# RECORDS FOR THE EXERCISE
════════════════════
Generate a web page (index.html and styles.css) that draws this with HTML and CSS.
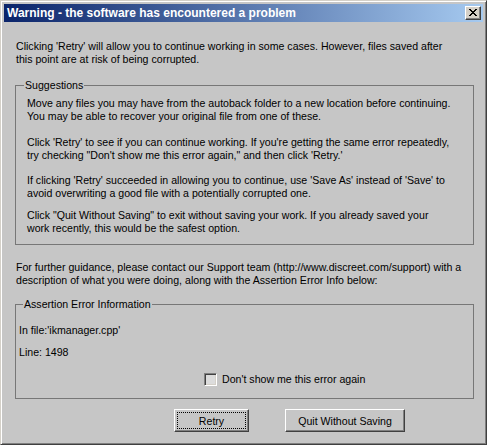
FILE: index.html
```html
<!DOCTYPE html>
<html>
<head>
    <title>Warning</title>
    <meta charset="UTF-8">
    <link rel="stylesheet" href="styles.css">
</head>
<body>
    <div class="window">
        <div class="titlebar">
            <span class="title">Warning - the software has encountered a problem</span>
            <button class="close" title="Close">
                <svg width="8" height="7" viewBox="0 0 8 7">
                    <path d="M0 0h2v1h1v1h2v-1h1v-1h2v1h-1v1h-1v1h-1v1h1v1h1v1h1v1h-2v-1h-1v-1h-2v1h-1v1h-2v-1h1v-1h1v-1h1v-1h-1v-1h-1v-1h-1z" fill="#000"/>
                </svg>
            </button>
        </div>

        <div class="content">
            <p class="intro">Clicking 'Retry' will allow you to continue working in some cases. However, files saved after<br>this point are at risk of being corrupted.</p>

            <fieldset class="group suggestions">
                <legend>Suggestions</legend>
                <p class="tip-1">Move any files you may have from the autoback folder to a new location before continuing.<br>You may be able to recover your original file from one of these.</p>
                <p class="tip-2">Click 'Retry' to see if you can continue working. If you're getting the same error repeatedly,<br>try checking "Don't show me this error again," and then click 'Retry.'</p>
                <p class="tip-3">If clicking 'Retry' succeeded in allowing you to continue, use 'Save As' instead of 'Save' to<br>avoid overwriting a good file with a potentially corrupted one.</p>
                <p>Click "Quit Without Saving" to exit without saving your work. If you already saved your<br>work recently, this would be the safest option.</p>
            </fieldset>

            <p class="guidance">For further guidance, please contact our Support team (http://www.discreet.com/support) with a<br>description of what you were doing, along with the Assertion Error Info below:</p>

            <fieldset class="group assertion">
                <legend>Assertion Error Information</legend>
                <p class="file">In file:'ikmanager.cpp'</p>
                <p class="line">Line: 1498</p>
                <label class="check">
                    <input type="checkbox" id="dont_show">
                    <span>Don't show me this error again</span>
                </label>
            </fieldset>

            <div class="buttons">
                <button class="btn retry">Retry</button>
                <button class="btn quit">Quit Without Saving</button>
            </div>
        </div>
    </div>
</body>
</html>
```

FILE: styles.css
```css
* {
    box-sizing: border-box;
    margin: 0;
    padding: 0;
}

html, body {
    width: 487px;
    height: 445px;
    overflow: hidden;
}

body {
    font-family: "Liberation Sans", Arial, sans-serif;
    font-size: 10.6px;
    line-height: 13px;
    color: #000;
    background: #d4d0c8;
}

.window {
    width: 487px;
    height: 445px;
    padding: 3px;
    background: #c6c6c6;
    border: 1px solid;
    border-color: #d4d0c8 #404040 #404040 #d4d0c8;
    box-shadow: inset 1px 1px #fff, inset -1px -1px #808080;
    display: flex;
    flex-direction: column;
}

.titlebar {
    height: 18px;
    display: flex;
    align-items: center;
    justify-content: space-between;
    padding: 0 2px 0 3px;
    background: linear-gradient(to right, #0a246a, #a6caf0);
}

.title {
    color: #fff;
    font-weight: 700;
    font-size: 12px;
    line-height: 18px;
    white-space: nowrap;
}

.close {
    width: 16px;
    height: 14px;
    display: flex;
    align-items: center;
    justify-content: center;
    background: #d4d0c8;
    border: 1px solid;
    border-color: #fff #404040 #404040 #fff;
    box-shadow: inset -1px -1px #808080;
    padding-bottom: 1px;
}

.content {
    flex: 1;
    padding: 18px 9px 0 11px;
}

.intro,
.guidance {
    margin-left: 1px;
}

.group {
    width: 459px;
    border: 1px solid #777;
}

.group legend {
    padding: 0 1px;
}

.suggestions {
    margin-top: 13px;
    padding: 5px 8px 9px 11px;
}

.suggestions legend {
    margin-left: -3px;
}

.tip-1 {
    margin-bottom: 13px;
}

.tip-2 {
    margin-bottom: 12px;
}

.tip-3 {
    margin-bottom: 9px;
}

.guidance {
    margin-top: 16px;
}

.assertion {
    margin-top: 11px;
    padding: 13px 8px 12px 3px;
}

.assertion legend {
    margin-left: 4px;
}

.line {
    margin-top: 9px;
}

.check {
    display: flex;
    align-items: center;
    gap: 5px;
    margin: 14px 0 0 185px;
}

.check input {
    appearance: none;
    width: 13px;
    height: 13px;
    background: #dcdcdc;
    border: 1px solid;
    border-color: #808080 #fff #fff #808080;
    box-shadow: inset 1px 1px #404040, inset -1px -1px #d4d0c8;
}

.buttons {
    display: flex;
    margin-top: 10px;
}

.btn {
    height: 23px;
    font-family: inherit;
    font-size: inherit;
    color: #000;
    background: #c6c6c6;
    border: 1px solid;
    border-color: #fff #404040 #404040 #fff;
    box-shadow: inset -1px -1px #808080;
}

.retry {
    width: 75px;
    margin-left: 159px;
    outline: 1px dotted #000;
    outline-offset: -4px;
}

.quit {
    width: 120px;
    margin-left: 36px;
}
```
════════════════════
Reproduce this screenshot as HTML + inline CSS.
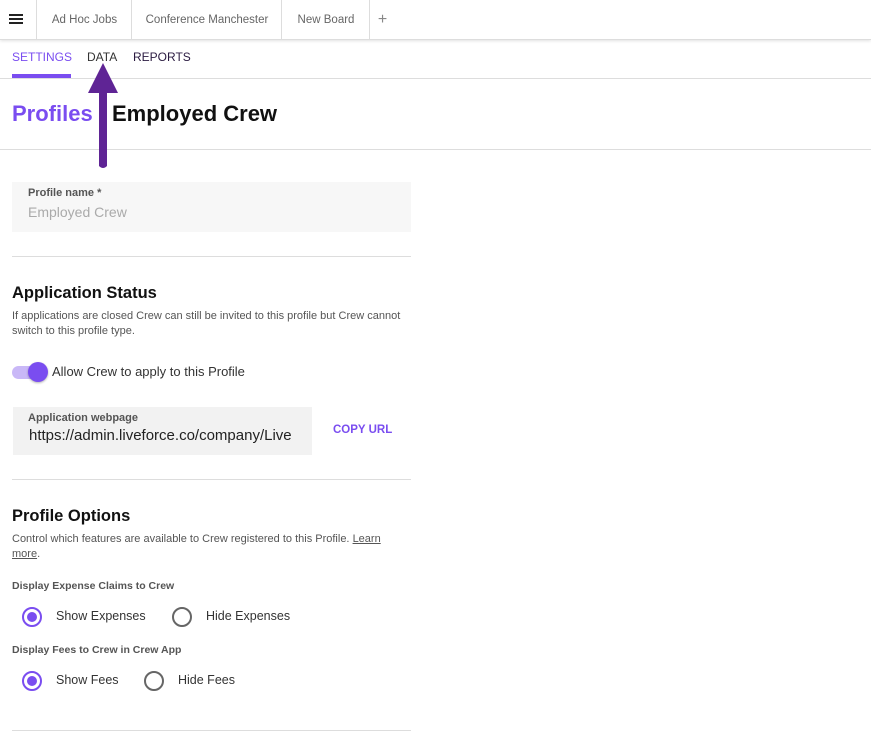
════════════════════
# WHAT TO WORK ON
From the data above, copy each line where the string "styles" appears.

# ANSWER IN FULL
Generate a web page (index.html and styles.css) that draws this with HTML and CSS.
    <link rel="stylesheet" href="styles.css">
FILE: styles.css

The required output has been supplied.